Go is a compiled programming language; we have the source code and code for the dependencies that we want to use in our project. In general, every time we build a binary, the compiler has to read the source code of our project and dependencies and then compile it to machine code. Compiling unchanged dependencies every time we compile our main program would lead to a very slow build process. This is the reason that object files exist; they allow us to compile dependencies into reusable machine code that can be readily included in our Go binary.

These object files are stored in $GOPATH/pkg; they follow a directory structure similar to that of src/, except that they are within a subdirectory. These directories tend to follow the naming pattern of <OS>_<CPU-Architecture>, because we can build executable binaries for multiple systems:

$ tree $GOPATH/pkg

pkg

└── linux_amd64

├── github.com

│ ├── abbot

│ │ └── go-http-auth.a

│ ├── dimfeld

│ │ └── httppath.a

│ ├── oklog

│ │ └── ulid.a

│ ├── rcrowley

│ │ └── go-metrics.a

│ ├── sirupsen

│ │ └── logrus.a

│ ├── sony

│ │ └── gobreaker.a

└── golang.org

└── x

├── crypto

│ ├── bcrypt.a

│ ├── blowfish.a

│ └── ssh

│ └── terminal.a

├── net

│ └── context.a

└── sys

bin/

Go compiles and builds our projects into executable binaries and places them in this directory. Depending on the build specs, they might be executable on your current system or other systems. In order to use the binaries that are available in the bin/ directory, we need to set the corresponding GOBIN=$GOPATH/bin environment variable.

Package management

In the days of yore, all programs were written from scratch—every utility function and every library to run the code had to written by hand. Now a days, we don't want to deal with the low level details on a regular basis; it would be unimaginable to write all the required libraries and utilities from scratch. Go comes with a rich library, which will be enough for most of our needs.
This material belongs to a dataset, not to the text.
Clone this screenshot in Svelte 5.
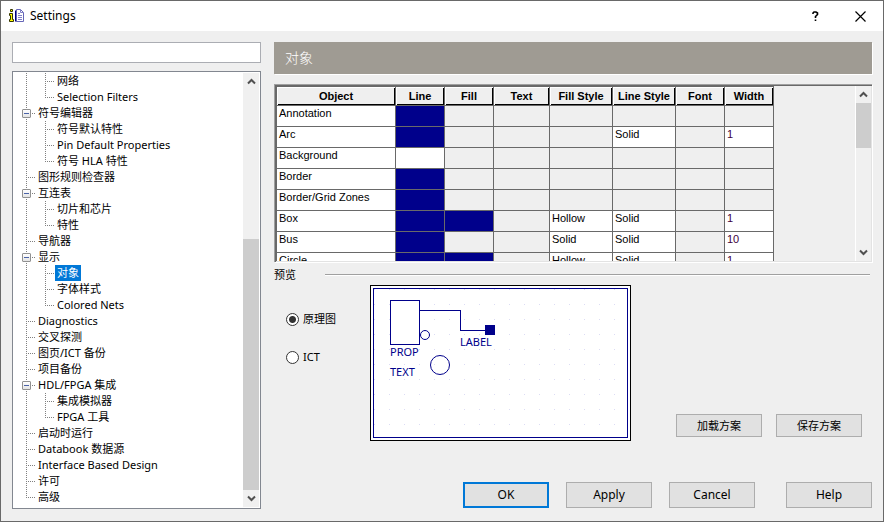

However, it is possible that we might need a few extra libraries or features not provided by the standard library. Such libraries should be available on the internet, and we can download and add them into our project to start using them.

In the previous section, GOPATH, we discussed how all our projects are saved into qualified paths of the $GOPATH/src/git-server.com/user-name/my-go-project form. This is true for any and all dependencies we might have. There are multiple ways to handle dependencies in Go. Let's look at some of them.

go get

The go get is the utility provided by the standard library for package management. We can install a new package/library by running the following command:

$ go get git-server.com/user-name/library-we-need

This will download and build the source code and then install it as a binary executable (if it can be used as a standalone executable). The go get utility also installs all the dependencies required by the dependency retrieved for our project.

The go get utility is a very simple tool. It will install the latest master commit on the Git repository. For simple projects, this might be enough. However, as projects start growing in size and complexity, keeping track of the version of dependency being used might become critical. Unfortunately, go get is not great for such projects, and we might want to look at other package management tools.

glide

The glide is one of the most widely used package management tool in Go community. It addresses the limitations of go get, but it needs to be installed manually by the developer. The following is a simple way to install and use glide:

$ curl https://glide.sh/get | sh

$ mkdir new-project && cd new-project

$ glide create

$ glide get github.com/last-ent/skelgor # A helper project to generate project skeleton.

$ glide install # In case any dependencies or configuration were manually added.

$ glide up # Update dependencies to latest versions of the package.

$ tree

.

├── glide.lock

├── glide.yaml

└── vendor

└── github.com

└── last-ent

└── skelgor

├── LICENSE

├── main.go

└── README.md

In case you do not wish to install glide via curl and sh, other options are available and described in better detail on the project page, available at https://github.com/masterminds/glide.

go dep

The go dep is a new dependency management tool being developed by the Go community. Right now, it requires Go 1.7 or newer to compile, and it is ready for production use. However, it is still undergoing changes and hasn't yet been merged into Go's standard library.

Structuring a project

A project might have more than just the source code for the project, for example, configuration files and project documentation. Depending upon preferences, the way the project is structured can drastically change. However, the most important thing to remember is that the entry point to the whole program is through the main function, which is implemented within main.go as a convention.

The application we will be building in this book, will have the following initial structure:

$ tree

.

├── common

│ ├── helpers.go

│ └── test_helpers.go

└── main.go

Working with book's code

The source code discussed throughout the book can be obtained in two ways:

Using

go get -u github.com/last-ent/distributed-go

Downloading the code bundle from the website and extracting it to

$GOPATH/src/github.com/last-ent/distributed-go

The code for complete book should now be available at $GOPATH/src/github.com/last-ent/distributed-go and the code specific for each chapter will be available in that particular chapter number's directory.

For example,

Code for Chapter 1 -> $GOPATH/src/github.com/last-ent/distributed-go/chapter1

Code for Chapter 2 -> $GOPATH/src/github.com/last-ent/distributed-go/chapter2

And so on.

Whenever we discuss code in any particular chapter, it is implied that we are in the respective chapter's folder.

Containers

Throughout the book, we will be writing Go programs that will be compiled to binaries and run directly on our system. However, in the latter chapters we will be using docker-compose to build and run multiple Go applications. These applications can run without any real problem on our local system; however, our ultimate goal is to be able to run these programs on servers and to be able to access them over the internet.

During the 1990s and early 2000s, the standard way to deploy applications to the internet was to get a server instance, copy the code or binary onto the instance, and then start the program. This worked great for a while, but soon complications began to arise. Here are a few of them:

Code that worked on the developer's machine might not work on the server.

Programs that ran perfectly on a server instance might fail upon applying the latest patch to the server's OS.

For every new instance added as part of a service, various installation scripts had to be run so that we can bring the new instance to be on par with all the other instances. This can be a very slow process.